_STATED EXERCISE_:
Quote all of the data exactly as given. Skip every picture it contains.

_DATA SHOWN_:
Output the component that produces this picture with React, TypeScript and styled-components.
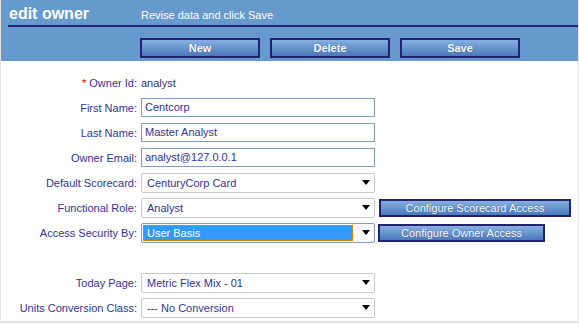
import styled, { createGlobalStyle } from "styled-components";

const GlobalStyle = createGlobalStyle`
  html, body {
    margin: 0;
    padding: 0;
    background: #ffffff;
  }
  body {
    font-family: "Liberation Sans", Arial, sans-serif;
  }
`;

const Panel = styled.div`
  width: 579px;
  height: 323px;
  box-sizing: border-box;
  border-left: 1px solid #e2e2e2;
  border-right: 1px solid #e2e2e2;
  border-bottom: 2px solid #e2e2e2;
`;

const Header = styled.div`
  background: #6699cc;
  height: 61px;
  box-sizing: border-box;
  padding-top: 2px;
`;

const TitleRow = styled.div`
  margin-left: 7px;
  height: 23px;
  border-bottom: 2px solid #25257a;
  display: flex;
  align-items: center;
`;

const Title = styled.h1`
  margin: 0;
  width: 133px;
  padding-left: 1px;
  box-sizing: border-box;
  font-size: 16px;
  font-weight: bold;
  color: #ffffff;
`;

const Subtitle = styled.span`
  font-size: 11px;
  color: #ffffff;
  padding-top: 3px;
`;

const ButtonRow = styled.div`
  display: flex;
  gap: 10px;
  padding-left: 139px;
  margin-top: 11px;
`;

const ActionButton = styled.button`
  width: 120px;
  height: 20px;
  box-sizing: border-box;
  border: 2px solid #22226e;
  background: linear-gradient(#86b0e0, #4a79ba);
  color: #ffffff;
  font-family: "Liberation Sans", Arial, sans-serif;
  font-size: 11px;
  font-weight: bold;
  padding: 0;
  text-shadow: 0 0 1px #2a4f85;
`;

const Form = styled.div`
  display: grid;
  grid-template-columns: 136px 234px auto;
  column-gap: 4px;
  grid-auto-rows: 25px;
  align-items: center;
  padding-top: 9px;
`;

const Label = styled.div`
  text-align: right;
  font-size: 11px;
  color: #333399;
  white-space: nowrap;
`;

const Required = styled.span`
  color: #cc0000;
`;

const Value = styled.div`
  font-size: 11px;
  color: #333366;
  grid-column: span 2;
`;

const TextInput = styled.div`
  height: 19px;
  box-sizing: border-box;
  border: 1px solid #7f9db9;
  font-size: 11px;
  color: #333399;
  padding-left: 3px;
  line-height: 17px;
  background: #ffffff;
`;

const SelectBox = styled.div<{ $focused?: boolean }>`
  height: 20px;
  box-sizing: border-box;
  border: 1px solid ${(p) => (p.$focused ? "#7f9db9" : "#cacaca")};
  border-radius: 2px;
  background: #ffffff;
  display: flex;
  align-items: center;
  padding: 0 3px 0 1px;
  gap: 4px;
`;

const SelectText = styled.span<{ $focused?: boolean }>`
  flex: 1;
  height: 16px;
  box-sizing: border-box;
  line-height: 14px;
  font-size: 11px;
  padding-left: 3px;
  color: ${(p) => (p.$focused ? "#ffffff" : "#333399")};
  background: ${(p) => (p.$focused ? "#3399ff" : "transparent")};
  border: 1px dotted ${(p) => (p.$focused ? "#e08a00" : "transparent")};
`;

const Arrow = styled.svg`
  width: 8px;
  height: 5px;
  margin-right: 1px;
  margin-left: 5px;
`;

const SideButton = styled.button<{ $width: number; $shift: number }>`
  width: ${(p) => p.$width}px;
  height: 18px;
  margin-left: ${(p) => p.$shift}px;
  box-sizing: border-box;
  border: 2px solid #22226e;
  background: linear-gradient(#86b0e0, #4a79ba);
  color: #ffffff;
  font-family: "Liberation Sans", Arial, sans-serif;
  font-size: 11px;
  padding: 0;
  text-shadow: 0 0 1px #2a4f85;
`;

const Spacer = styled.div`
  grid-column: 1 / -1;
`;

function Select({ value, focused }: { value: string; focused?: boolean }) {
  return (
    <SelectBox $focused={focused}>
      <SelectText $focused={focused}>{value}</SelectText>
      <Arrow viewBox="0 0 8 5">
        <path d="M0 0 H8 L4 5 Z" fill="#000000" />
      </Arrow>
    </SelectBox>
  );
}

export default function App() {
  return (
    <>
      <GlobalStyle />
      <Panel>
        <Header>
          <TitleRow>
            <Title>edit owner</Title>
            <Subtitle>Revise data and click Save</Subtitle>
          </TitleRow>
          <ButtonRow>
            <ActionButton>New</ActionButton>
            <ActionButton>Delete</ActionButton>
            <ActionButton>Save</ActionButton>
          </ButtonRow>
        </Header>
        <Form>
          <Label>
            <Required>*</Required> Owner Id:
          </Label>
          <Value>analyst</Value>

          <Label>First Name:</Label>
          <TextInput>Centcorp</TextInput>
          <span />

          <Label>Last Name:</Label>
          <TextInput>Master Analyst</TextInput>
          <span />

          <Label>Owner Email:</Label>
          <TextInput>analyst@127.0.0.1</TextInput>
          <span />

          <Label>Default Scorecard:</Label>
          <Select value="CenturyCorp Card" />
          <span />

          <Label>Functional Role:</Label>
          <Select value="Analyst" />
          <div>
            <SideButton $width={192} $shift={0}>Configure Scorecard Access</SideButton>
          </div>

          <Label>Access Security By:</Label>
          <Select value="User Basis" focused />
          <div>
            <SideButton $width={167} $shift={-1}>Configure Owner Access</SideButton>
          </div>

          <Spacer />

          <Label>Today Page:</Label>
          <Select value="Metric Flex Mix - 01" />
          <span />

          <Label>Units Conversion Class:</Label>
          <Select value="--- No Conversion" />
          <span />
        </Form>
      </Panel>
    </>
  );
}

_RESULT OF THE TASK_:
Output the component that produces this picture with React, TypeScript and styled-components.
import styled, { createGlobalStyle } from "styled-components";

const GlobalStyle = createGlobalStyle`
  html, body {
    margin: 0;
    padding: 0;
    background: #ffffff;
  }
  body {
    font-family: "Liberation Sans", Arial, sans-serif;
  }
`;

const Panel = styled.div`
  width: 579px;
  height: 323px;
  box-sizing: border-box;
  border-left: 1px solid #e2e2e2;
  border-right: 1px solid #e2e2e2;
  border-bottom: 2px solid #e2e2e2;
`;

const Header = styled.div`
  background: #6699cc;
  height: 61px;
  box-sizing: border-box;
  padding-top: 2px;
`;

const TitleRow = styled.div`
  margin-left: 7px;
  height: 23px;
  border-bottom: 2px solid #25257a;
  display: flex;
  align-items: center;
`;

const Title = styled.h1`
  margin: 0;
  width: 133px;
  padding-left: 1px;
  box-sizing: border-box;
  font-size: 16px;
  font-weight: bold;
  color: #ffffff;
`;

const Subtitle = styled.span`
  font-size: 11px;
  color: #ffffff;
  padding-top: 3px;
`;

const ButtonRow = styled.div`
  display: flex;
  gap: 10px;
  padding-left: 139px;
  margin-top: 11px;
`;

const ActionButton = styled.button`
  width: 120px;
  height: 20px;
  box-sizing: border-box;
  border: 2px solid #22226e;
  background: linear-gradient(#86b0e0, #4a79ba);
  color: #ffffff;
  font-family: "Liberation Sans", Arial, sans-serif;
  font-size: 11px;
  font-weight: bold;
  padding: 0;
  text-shadow: 0 0 1px #2a4f85;
`;

const Form = styled.div`
  display: grid;
  grid-template-columns: 136px 234px auto;
  column-gap: 4px;
  grid-auto-rows: 25px;
  align-items: center;
  padding-top: 9px;
`;

const Label = styled.div`
  text-align: right;
  font-size: 11px;
  color: #333399;
  white-space: nowrap;
`;

const Required = styled.span`
  color: #cc0000;
`;

const Value = styled.div`
  font-size: 11px;
  color: #333366;
  grid-column: span 2;
`;

const TextInput = styled.div`
  height: 19px;
  box-sizing: border-box;
  border: 1px solid #7f9db9;
  font-size: 11px;
  color: #333399;
  padding-left: 3px;
  line-height: 17px;
  background: #ffffff;
`;

const SelectBox = styled.div<{ $focused?: boolean }>`
  height: 20px;
  box-sizing: border-box;
  border: 1px solid ${(p) => (p.$focused ? "#7f9db9" : "#cacaca")};
  border-radius: 2px;
  background: #ffffff;
  display: flex;
  align-items: center;
  padding: 0 3px 0 1px;
  gap: 4px;
`;

const SelectText = styled.span<{ $focused?: boolean }>`
  flex: 1;
  height: 16px;
  box-sizing: border-box;
  line-height: 14px;
  font-size: 11px;
  padding-left: 3px;
  color: ${(p) => (p.$focused ? "#ffffff" : "#333399")};
  background: ${(p) => (p.$focused ? "#3399ff" : "transparent")};
  border: 1px dotted ${(p) => (p.$focused ? "#e08a00" : "transparent")};
`;

const Arrow = styled.svg`
  width: 8px;
  height: 5px;
  margin-right: 1px;
  margin-left: 5px;
`;

const SideButton = styled.button<{ $width: number; $shift: number }>`
  width: ${(p) => p.$width}px;
  height: 18px;
  margin-left: ${(p) => p.$shift}px;
  box-sizing: border-box;
  border: 2px solid #22226e;
  background: linear-gradient(#86b0e0, #4a79ba);
  color: #ffffff;
  font-family: "Liberation Sans", Arial, sans-serif;
  font-size: 11px;
  padding: 0;
  text-shadow: 0 0 1px #2a4f85;
`;

const Spacer = styled.div`
  grid-column: 1 / -1;
`;

function Select({ value, focused }: { value: string; focused?: boolean }) {
  return (
    <SelectBox $focused={focused}>
      <SelectText $focused={focused}>{value}</SelectText>
      <Arrow viewBox="0 0 8 5">
        <path d="M0 0 H8 L4 5 Z" fill="#000000" />
      </Arrow>
    </SelectBox>
  );
}

export default function App() {
  return (
    <>
      <GlobalStyle />
      <Panel>
        <Header>
          <TitleRow>
            <Title>edit owner</Title>
            <Subtitle>Revise data and click Save</Subtitle>
          </TitleRow>
          <ButtonRow>
            <ActionButton>New</ActionButton>
            <ActionButton>Delete</ActionButton>
            <ActionButton>Save</ActionButton>
          </ButtonRow>
        </Header>
        <Form>
          <Label>
            <Required>*</Required> Owner Id:
          </Label>
          <Value>analyst</Value>

          <Label>First Name:</Label>
          <TextInput>Centcorp</TextInput>
          <span />

          <Label>Last Name:</Label>
          <TextInput>Master Analyst</TextInput>
          <span />

          <Label>Owner Email:</Label>
          <TextInput>analyst@127.0.0.1</TextInput>
          <span />

          <Label>Default Scorecard:</Label>
          <Select value="CenturyCorp Card" />
          <span />

          <Label>Functional Role:</Label>
          <Select value="Analyst" />
          <div>
            <SideButton $width={192} $shift={0}>Configure Scorecard Access</SideButton>
          </div>

          <Label>Access Security By:</Label>
          <Select value="User Basis" focused />
          <div>
            <SideButton $width={167} $shift={-1}>Configure Owner Access</SideButton>
          </div>

          <Spacer />

          <Label>Today Page:</Label>
          <Select value="Metric Flex Mix - 01" />
          <span />

          <Label>Units Conversion Class:</Label>
          <Select value="--- No Conversion" />
          <span />
        </Form>
      </Panel>
    </>
  );
}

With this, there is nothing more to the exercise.